After giving birth via cesarian section at Boca Raton Regional Hospital in September, Ruby Graupera-Cassimiro fell unconscious from a rare amniotic fluid embolism. Doctors attempted to revive her for three hours, and after 45 minutes without a pulse, her family was called into the operating room to say their goodbyes. Just before doctors planned to declare the mother dead, her heart started beating again.

"She spontaneously resuscitated," Boca Raton Regional Hospital spokesman Thomas Chakurda told ABC News. "We had brought the family in. We had announced to them that we had done all we could."
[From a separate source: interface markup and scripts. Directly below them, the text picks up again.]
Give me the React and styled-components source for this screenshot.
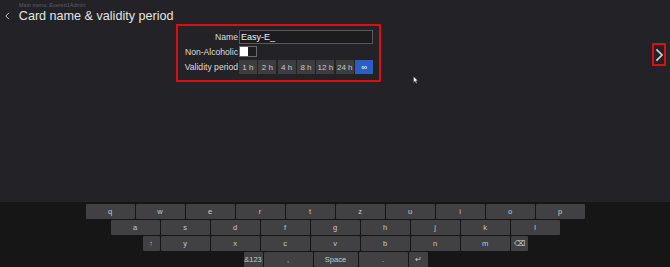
import React from 'react';
import styled, { createGlobalStyle } from 'styled-components';

const GlobalStyle = createGlobalStyle`
    html, body {
        margin: 0;
        padding: 0;
        background: #232327;
        overflow: hidden;
    }
    * {
        box-sizing: border-box;
    }
`

const Page = styled.div`
    position: relative;
    display: flex;
    flex-direction: column;
    width: 670px;
    height: 267px;
    background: #232327;
    font-family: "Liberation Sans", Arial, sans-serif;
    color: #e2e2e2;
`

const Header = styled.div`
    display: flex;
    flex-direction: column;
    padding: 2px 0 0 5px;
    height: 24px;
`

const Breadcrumb = styled.div`
    font-size: 5.5px;
    line-height: 6px;
    color: #5c5c62;
    margin-left: 14px;
`

const TitleRow = styled.div`
    display: flex;
    align-items: center;
    gap: 9px;
    height: 16px;
`

const Title = styled.div`
    font-size: 12.6px;
    line-height: 16px;
    color: #e4e4e4;
`

const Main = styled.div`
    flex: 1;
    display: flex;
    align-items: flex-start;
    padding-left: 176px;
    padding-right: 4px;
`

const FormBox = styled.div`
    width: 205px;
    height: 58px;
    border: 2px solid #e00d0d;
    padding: 4px 6px 0 0;
    display: grid;
    grid-template-columns: 60px 134px;
    grid-template-rows: 14px 11px 14px;
    column-gap: 1px;
    row-gap: 2px;
    align-items: center;
`

const Label = styled.div`
    font-size: 8.6px;
    text-align: right;
    color: #dcdcdc;
    white-space: nowrap;
    margin-top: ${p => p.$shift || 0}px;
`

const TextInput = styled.div`
    height: 14px;
    border: 1px solid #5a5a5e;
    background: #1c1c1f;
    font-size: 9px;
    line-height: 12px;
    padding-left: 1px;
    color: #f0f0f0;
`

const Toggle = styled.div`
    display: flex;
    width: 18px;
    height: 11px;
    border: 1px solid #6a6a6e;
    background: #1e1e21;

    &::before {
        content: '';
        width: 8px;
        background: #ffffff;
    }
`

const Periods = styled.div`
    display: flex;
    gap: 1.5px;
    height: 14px;
    margin-top: ${p => p.$shift || 0}px;
`

const Period = styled.div`
    flex: 1;
    display: flex;
    align-items: center;
    justify-content: center;
    font-size: 8px;
    color: ${p => (p.$active ? '#ffffff' : '#c9c9c9')};
    background: ${p => (p.$active ? '#2d5ec2' : '#3d3d40')};
`

const Spacer = styled.div`
    flex: 1;
`

const NextButton = styled.div`
    margin-top: 19px;
    width: 14px;
    height: 23px;
    border: 2px solid #e00d0d;
    display: flex;
    align-items: center;
    justify-content: center;
`

const Keyboard = styled.div`
    height: 65px;
    background: #161616;
    padding-top: 2px;
    display: flex;
    flex-direction: column;
    gap: 1px;
`

const KeyRow = styled.div`
    display: flex;
    justify-content: center;
    gap: 1px;
    padding-left: ${p => p.$offset || 0}px;
`

const Key = styled.div`
    width: ${p => p.$w || 49}px;
    height: 15px;
    background: #414143;
    color: #c8c8c8;
    font-size: 7.5px;
    display: flex;
    align-items: center;
    justify-content: center;
    border-radius: 1px;
`

const Pointer = styled.svg`
    position: absolute;
    left: 413px;
    top: 76px;
`

const periods = ['1 h', '2 h', '4 h', '8 h', '12 h', '24 h', '∞'];

const rows = [
    'qwertzuiop'.split(''),
    'asdfghjkl'.split(''),
];

const Chevron = ({ dir, color, size }) => (
    <svg width={size * 0.6} height={size} viewBox="0 0 6 10">
        <path
            d={dir === 'left' ? 'M5 1 L1 5 L5 9' : 'M1 1 L5 5 L1 9'}
            fill="none"
            stroke={color}
            strokeWidth="1.2"
        />
    </svg>
);

export default function App() {
    return (
        <Page>
            <GlobalStyle />
            <Header>
                <Breadcrumb>Main menu: Everett1Admin</Breadcrumb>
                <TitleRow>
                    <Chevron dir="left" color="#d0d0d0" size={8} />
                    <Title>Card name &amp; validity period</Title>
                </TitleRow>
            </Header>
            <Main>
                <FormBox>
                    <Label>Name</Label>
                    <TextInput>Easy-E_</TextInput>
                    <Label>Non-Alcoholic</Label>
                    <Toggle />
                    <Label $shift={2}>Validity period</Label>
                    <Periods $shift={2}>
                        {periods.map(p => (
                            <Period key={p} $active={p === '∞'}>{p}</Period>
                        ))}
                    </Periods>
                </FormBox>
                <Spacer />
                <NextButton>
                    <Chevron dir="right" color="#cfcfcf" size={14} />
                </NextButton>
            </Main>
            <Keyboard>
                <KeyRow>
                    {rows[0].map(k => <Key key={k}>{k}</Key>)}
                </KeyRow>
                <KeyRow>
                    {rows[1].map(k => <Key key={k}>{k}</Key>)}
                </KeyRow>
                <KeyRow>
                    <Key $w={17}>↑</Key>
                    {'yxcvbnm'.split('').map(k => <Key key={k}>{k}</Key>)}
                    <Key $w={17}>⌫</Key>
                </KeyRow>
                <KeyRow $offset={1}>
                    <Key $w={19}>&amp;123</Key>
                    <Key>,</Key>
                    <Key $w={44}>Space</Key>
                    <Key>.</Key>
                    <Key $w={19}>↵</Key>
                </KeyRow>
            </Keyboard>
            <Pointer width="6" height="8" viewBox="0 0 6 8">
                <path d="M0.5 0.5 L0.5 6.5 L2 5.2 L3.2 7.5 L4 7 L3 4.8 L5 4.8 Z" fill="#ffffff" stroke="#333" strokeWidth="0.5" />
            </Pointer>
        </Page>
    );
}
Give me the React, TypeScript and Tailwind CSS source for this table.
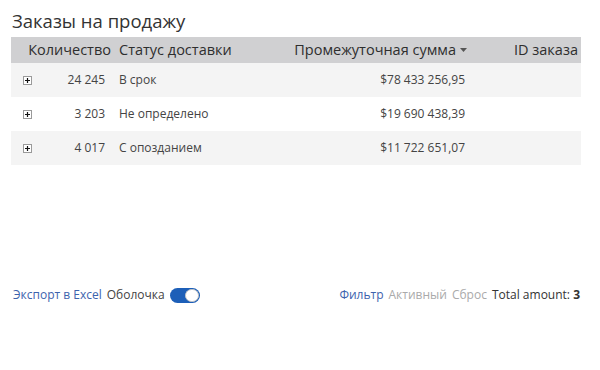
import { ChevronDown } from 'lucide-react';

// ====== Data ======
const rows = [
  { qty: '24 245', status: 'В срок', subtotal: '$78 433 256,95' },
  { qty: '3 203', status: 'Не определено', subtotal: '$19 690 438,39' },
  { qty: '4 017', status: 'С опозданием', subtotal: '$11 722 651,07' },
];

// ====== Expand box ======
function PlusBox() {
  return (
    <span className="flex items-center justify-center w-[9px] h-[9px] border border-[#9a9a9a] bg-white">
      <svg width="5" height="5" viewBox="0 0 5 5"><path d="M2.5 0v5M0 2.5h5" stroke="#111" strokeWidth="1.2" /></svg>
    </span>
  );
}

// ====== Toggle ======
function Toggle() {
  return (
    <span className="flex items-center w-[30px] h-[15px] rounded-full bg-[#1d5fb8] pl-[15px] pr-[1px]">
      <span className="w-[14px] h-[13px] rounded-full bg-white border border-[#c8c8c8]" />
    </span>
  );
}

// ====== Main Export ======
export default function App() {
  return (
    <div className="w-[600px] h-[370px] bg-white text-[#333] flex flex-col" style={{ fontFamily: '"Open Sans", "Noto Sans", sans-serif' }}>
      <h1 className="text-[18.5px] leading-[24px] text-[#333] pl-[12px] pt-[9px] pb-[4px]">Заказы на продажу</h1>

      <div className="ml-[11px] w-[570px]">
        {/* header */}
        <div className="flex items-center h-[26px] bg-[#d0d0d2] text-[14.5px] text-[#2e2e2e]">
          <div className="w-[101px] text-right pr-[1px]">Количество</div>
          <div className="w-[180px] pl-[7px]">Статус доставки</div>
          <div className="w-[177px] flex items-center justify-end gap-[4px] pr-[2px]">
            Промежуточная сумма
            <svg width="7" height="4" viewBox="0 0 7 4"><path d="M0 0h7L3.5 4z" fill="#555" /></svg>
          </div>
          <div className="flex-1 text-right pr-[3px]">ID заказа</div>
        </div>

        {/* rows */}
        {rows.map((r, i) => (
          <div key={i} className={`flex items-center h-[34px] text-[12px] text-[#444] ${i % 2 === 0 ? 'bg-[#f4f4f4]' : 'bg-white'}`}>
            <div className="w-[101px] flex items-center justify-between pl-[12px] pr-[7px]">
              <PlusBox />
              <span>{r.qty}</span>
            </div>
            <div className="w-[180px] pl-[7px]">{r.status}</div>
            <div className="w-[177px] text-right pr-[4px]">{r.subtotal}</div>
            <div className="flex-1" />
          </div>
        ))}
      </div>

      {/* footer */}
      <div className="mt-[121px] flex items-center justify-between pl-[13px] pr-[20px] text-[12px]">
        <div className="flex items-center gap-[5px]">
          <span className="text-[#3d63ad]">Экспорт в Excel</span>
          <span className="text-[#444]">Оболочка</span>
          <Toggle />
        </div>
        <div className="flex items-center gap-[5px]">
          <span className="text-[#3d63ad]">Фильтр</span>
          <span className="text-[#aaa]">Активный</span>
          <span className="text-[#aaa]">Сброс</span>
          <span className="text-[#333]">Total amount: <span className="font-bold">3</span></span>
        </div>
      </div>
    </div>
  );
}
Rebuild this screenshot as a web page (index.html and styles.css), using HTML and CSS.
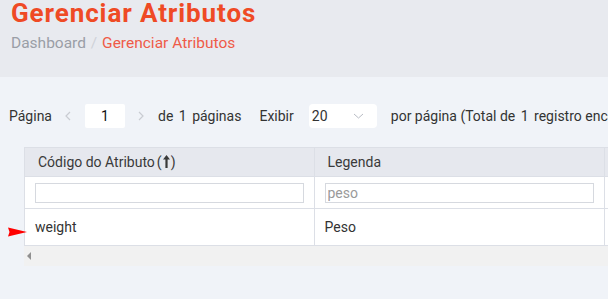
FILE: index.html
```html
<!DOCTYPE html>
<html lang="pt">
<head>
    <meta charset="UTF-8">
    <title>Gerenciar Atributos</title>
    <link rel="stylesheet" href="styles.css">
</head>
<body>
    <div class="page-header">
        <h1 class="page-title">Gerenciar Atributos</h1>
        <div class="breadcrumb">
            <span class="crumb">Dashboard</span>
            <span class="crumb-sep">/</span>
            <span class="crumb-active">Gerenciar Atributos</span>
        </div>
    </div>

    <div class="content">
        <div class="pager">
            <span>Página</span>
            <svg class="chev" width="6" height="10" viewBox="0 0 6 10"><polyline points="5,1 1,5 5,9" fill="none" stroke="#c9ccd2" stroke-width="1.2"/></svg>
            <div class="page-box">1</div>
            <svg class="chev" width="6" height="10" viewBox="0 0 6 10"><polyline points="1,1 5,5 1,9" fill="none" stroke="#c9ccd2" stroke-width="1.2"/></svg>
            <span class="pages-total">de <span class="num">1</span> páginas</span>
            <span class="show-label">Exibir</span>
            <div class="select-box">
                <span>20</span>
                <svg width="11" height="6" viewBox="0 0 11 6"><polyline points="1,1 5.5,5 10,1" fill="none" stroke="#b8bcc4" stroke-width="1"/></svg>
            </div>
            <span class="per-page">por página (Total de <span class="num">1</span> registro encontrado)</span>
        </div>

        <div class="grid-wrap">
            <svg class="pointer" width="19" height="10" viewBox="0 0 19 10"><polygon points="0,0.5 19,5 0,9.5 1.5,5" fill="#f00"/></svg>
            <div class="grid">
                <table>
                    <colgroup>
                        <col class="col-code">
                        <col class="col-label">
                        <col>
                    </colgroup>
                    <tr class="head-row">
                        <th>Código do Atributo<span class="sort">(<svg class="sort-icon" width="7" height="13" viewBox="0 0 7 13"><polygon points="3.5,0 7,4.5 4.6,4.5 4.6,13 2.4,13 2.4,4.5 0,4.5" fill="#3a3a3a"/></svg>)</span></th>
                        <th>Legenda</th>
                        <th></th>
                    </tr>
                    <tr class="filter-row">
                        <td><input type="text" class="filter-input"></td>
                        <td><input type="text" class="filter-input" placeholder="peso"></td>
                        <td></td>
                    </tr>
                    <tr class="data-row">
                        <td>weight</td>
                        <td>Peso</td>
                        <td></td>
                    </tr>
                </table>
            </div>
            <div class="hscroll">
                <svg width="4" height="8" viewBox="0 0 4 8"><polygon points="4,0 0,4 4,8" fill="#909090"/></svg>
            </div>
        </div>
    </div>
</body>
</html>
```

FILE: styles.css
```css
html, body {
    margin: 0;
    padding: 0;
}

body {
    font-family: Roboto, "Liberation Sans", sans-serif;
    background-color: #f0f3f8;
    color: #333333;
    width: 608px;
    height: 299px;
    overflow: hidden;
}

.page-header {
    background-color: #e8eaef;
    height: 77px;
    padding-left: 11px;
    box-sizing: border-box;
}

.page-title {
    margin: 0;
    padding-top: 1px;
    font-size: 26px;
    line-height: 25px;
    font-weight: 700;
    letter-spacing: 0.9px;
    color: #ef4a25;
}

.breadcrumb {
    margin-top: 8px;
    font-size: 15.5px;
    line-height: 18px;
}

.crumb {
    color: #9a9ea6;
}

.crumb-sep {
    color: #cfd2d8;
    margin: 0 1px;
}

.crumb-active {
    color: #ef5b48;
}

.content {
    padding-top: 27px;
}

.pager {
    display: flex;
    align-items: center;
    height: 24px;
    padding-left: 9px;
    font-size: 14px;
    white-space: nowrap;
}

.pager > * {
    flex-shrink: 0;
}

.num {
    margin: 0 2px;
}

.chev {
    margin: 0 14px 0 13px;
}

.page-box {
    width: 40px;
    height: 24px;
    background-color: #ffffff;
    border-radius: 2px;
    display: flex;
    align-items: center;
    justify-content: center;
    color: #111111;
}

.show-label {
    margin-left: 18px;
}

.select-box {
    margin-left: 15px;
    width: 68px;
    height: 24px;
    background-color: #ffffff;
    border-radius: 4px;
    box-sizing: border-box;
    padding: 0 13px 0 3px;
    display: flex;
    align-items: center;
    justify-content: space-between;
}

.per-page {
    margin-left: 14px;
}

.grid-wrap {
    position: relative;
    margin: 19px 0 0 24px;
}

.pointer {
    position: absolute;
    left: -16px;
    top: 80px;
}

.grid {
    overflow: hidden;
    border-left: 1px solid #dcdfe6;
}

table {
    border-collapse: collapse;
    width: 800px;
    table-layout: fixed;
    font-size: 14px;
}

.col-code {
    width: 289px;
}

.col-label {
    width: 290px;
}

th, td {
    border: 1px solid #dcdfe6;
    padding: 0 10px;
    text-align: left;
    font-weight: 400;
}

tr > :first-child {
    border-left: none;
}

.head-row th {
    background-color: #e6e8ee;
    height: 28px;
    padding-left: 13px;
    color: #3a3a3a;
}

.sort {
    margin-left: 2px;
}

.sort-icon {
    margin: 0 1px;
    vertical-align: -1px;
}

.filter-row td {
    background-color: #ffffff;
    height: 31px;
}

.filter-input {
    display: block;
    width: 100%;
    height: 20px;
    box-sizing: border-box;
    border: 1px solid #d6d9df;
    font-family: inherit;
    font-size: 14px;
    padding: 0 2px;
    color: #333333;
}

.filter-input::placeholder {
    color: #9a9a9a;
}

.data-row td {
    background-color: #ffffff;
    height: 36px;
}

.hscroll {
    height: 20px;
    background-color: #f1f1f1;
    display: flex;
    align-items: center;
    padding-left: 3px;
}
```
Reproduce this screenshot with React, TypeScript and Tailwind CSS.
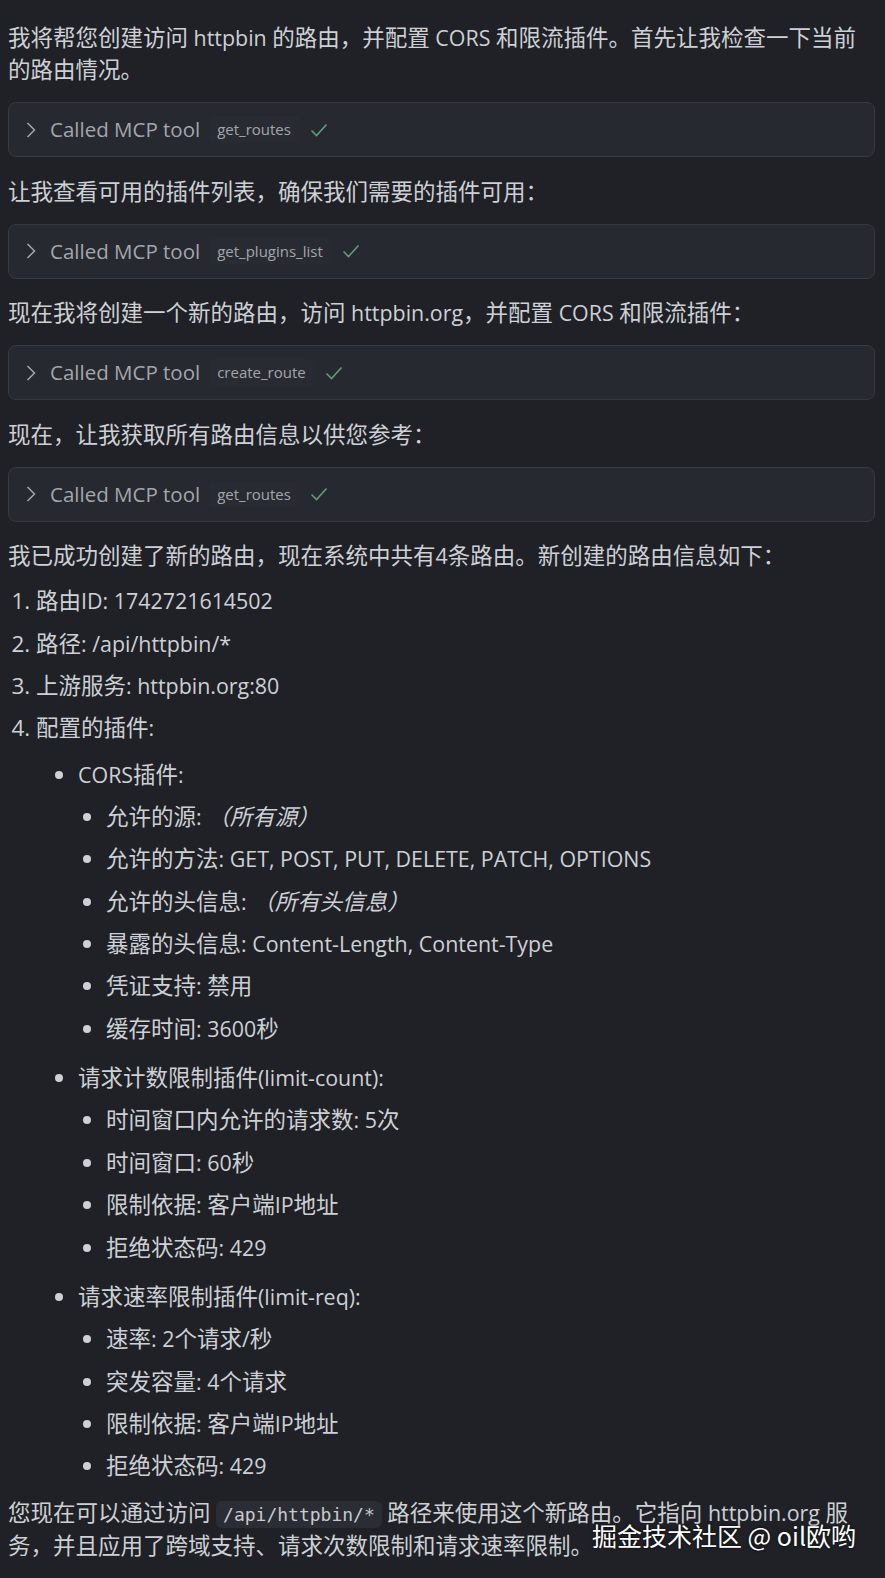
import React from "react";

const TEXT_FONT = {
  fontFamily: '"Open Sans", "Noto Sans CJK SC", sans-serif',
};

// Open Sans runs a little wider than the reference's Latin face, so Latin runs are set slightly smaller.
function mix(s: string) {
  return s.split(/([\u3000-\u303f\u4e00-\u9fff\uff00-\uffef]+)/).map((part, i) =>
    /[\u3000-\u303f\u4e00-\u9fff\uff00-\uffef]/.test(part) || part === "" ? (
      part
    ) : (
      <span key={i} className="text-[0.952em]">
        {part}
      </span>
    )
  );
}

function ToolCall({ name }: { name: string }) {
  return (
    <div className="mt-[16px] mb-[18.5px] flex h-[55px] items-center rounded-[8px] border border-[#363a42] bg-[#262930] pl-[15px]">
      <svg width="14" height="18" viewBox="0 0 14 18" className="mr-[12px]">
        <path d="M3.5 2 L10.5 9 L3.5 16" fill="none" stroke="#a3a6ab" strokeWidth="1.5" />
      </svg>
      <span className="text-[20.5px] text-[#a3a6ab]">Called MCP tool</span>
      <span className="ml-[9px] rounded-[4px] bg-[#282b32] px-[8px] py-[2px] text-[15px] text-[#a3a6ab]">
        {name}
      </span>
      <svg width="18" height="14" viewBox="0 0 18 14" className="ml-[11px]">
        <path d="M1.5 7.5 L6.5 12.5 L16.5 1.5" fill="none" stroke="#5d9c7c" strokeWidth="1.6" />
      </svg>
    </div>
  );
}

function Item({ children }: { children: React.ReactNode }) {
  return <li className="mt-[10.35px] leading-[32px]">{children}</li>;
}

export default function App() {
  return (
    <div
      className="relative min-h-[1578px] bg-[#1f2126] pt-[22px] pr-[10px] pl-[8px] text-[22.5px] text-[#cdd0d4]"
      style={TEXT_FONT}
    >
      <p className="leading-[32px]">
        {mix("我将帮您创建访问 httpbin 的路由，并配置 CORS 和限流插件。首先让我检查一下当前的路由情况。")}
      </p>
      <ToolCall name="get_routes" />
      <p className="leading-[32px]">{mix("让我查看可用的插件列表，确保我们需要的插件可用：")}</p>
      <ToolCall name="get_plugins_list" />
      <p className="leading-[32px]">
        {mix("现在我将创建一个新的路由，访问 httpbin.org，并配置 CORS 和限流插件：")}
      </p>
      <ToolCall name="create_route" />
      <p className="leading-[32px]">{mix("现在，让我获取所有路由信息以供您参考：")}</p>
      <ToolCall name="get_routes" />
      <p className="leading-[32px]">
        {mix("我已成功创建了新的路由，现在系统中共有4条路由。新创建的路由信息如下：")}
      </p>

      <ol className="list-decimal pt-[3px] pl-[28px]">
        <Item>{mix("路由ID: 1742721614502")}</Item>
        <Item>{mix("路径: /api/httpbin/*")}</Item>
        <Item>{mix("上游服务: httpbin.org:80")}</Item>
        <Item>
          {mix("配置的插件:")}
          <ul className="list-disc pt-[4px] pl-[42px]">
            <Item>
              {mix("CORS插件:")}
              <ul className="list-disc pb-[7px] pl-[28px]">
                <Item>
                  {mix("允许的源: ")}
                  <em>（所有源）</em>
                </Item>
                <Item>{mix("允许的方法: GET, POST, PUT, DELETE, PATCH, OPTIONS")}</Item>
                <Item>
                  {mix("允许的头信息: ")}
                  <em>（所有头信息）</em>
                </Item>
                <Item>{mix("暴露的头信息: Content-Length, Content-Type")}</Item>
                <Item>{mix("凭证支持: 禁用")}</Item>
                <Item>{mix("缓存时间: 3600秒")}</Item>
              </ul>
            </Item>
            <Item>
              {mix("请求计数限制插件(limit-count):")}
              <ul className="list-disc pb-[7px] pl-[28px]">
                <Item>{mix("时间窗口内允许的请求数: 5次")}</Item>
                <Item>{mix("时间窗口: 60秒")}</Item>
                <Item>{mix("限制依据: 客户端IP地址")}</Item>
                <Item>{mix("拒绝状态码: 429")}</Item>
              </ul>
            </Item>
            <Item>
              {mix("请求速率限制插件(limit-req):")}
              <ul className="list-disc pl-[28px]">
                <Item>{mix("速率: 2个请求/秒")}</Item>
                <Item>{mix("突发容量: 4个请求")}</Item>
                <Item>{mix("限制依据: 客户端IP地址")}</Item>
                <Item>{mix("拒绝状态码: 429")}</Item>
              </ul>
            </Item>
          </ul>
        </Item>
      </ol>

      <p className="mt-[15px] leading-[31px]">
        {mix("您现在可以通过访问 ")}
        <code
          className="rounded-[6px] bg-[#2a2d33] px-[7px] py-[3px] text-[18px] text-[#c8cace]"
          style={{ fontFamily: '"DejaVu Sans Mono", "Liberation Mono", monospace' }}
        >
          /api/httpbin/*
        </code>
        {mix(" 路径来使用这个新路由。它指向 httpbin.org 服务，并且应用了跨域支持、请求次数限制和请求速率限制。")}
      </p>

      <div
        className="absolute top-[1517px] left-[592px] text-[25px] leading-[36px] text-white [text-shadow:0_0_3px_rgba(0,0,0,0.9)]"
        style={{ fontFamily: '"Noto Sans CJK SC", sans-serif' }}
      >
        掘金技术社区 @ oil欧哟
      </div>
    </div>
  );
}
Doctors are calling Graupera-Cassimiro's survival a "miracle," and despite being without a pulse for 45 minutes, she has not suffered any neurological damage.

"Had [doctors] maybe stopped before the 45 minutes of compressions—I mean, I don't know. All I know is that I'm grateful to be here," Graupera-Cassimiro told the Sun Sentinel. "I don't know why I was given this opportunity, but I'm very grateful for it."

Health officials confirmed to the Associated Press that the amniotic fluid embolism—which occurs when amniotic fluid leaks into the blood stream, leading to blood clots and cardiac arrest—suffered by Graupera-Cassimiro is not completely understood by doctors and is usually fatal.

"Today she is the picture of health," Chakurda told the wire service.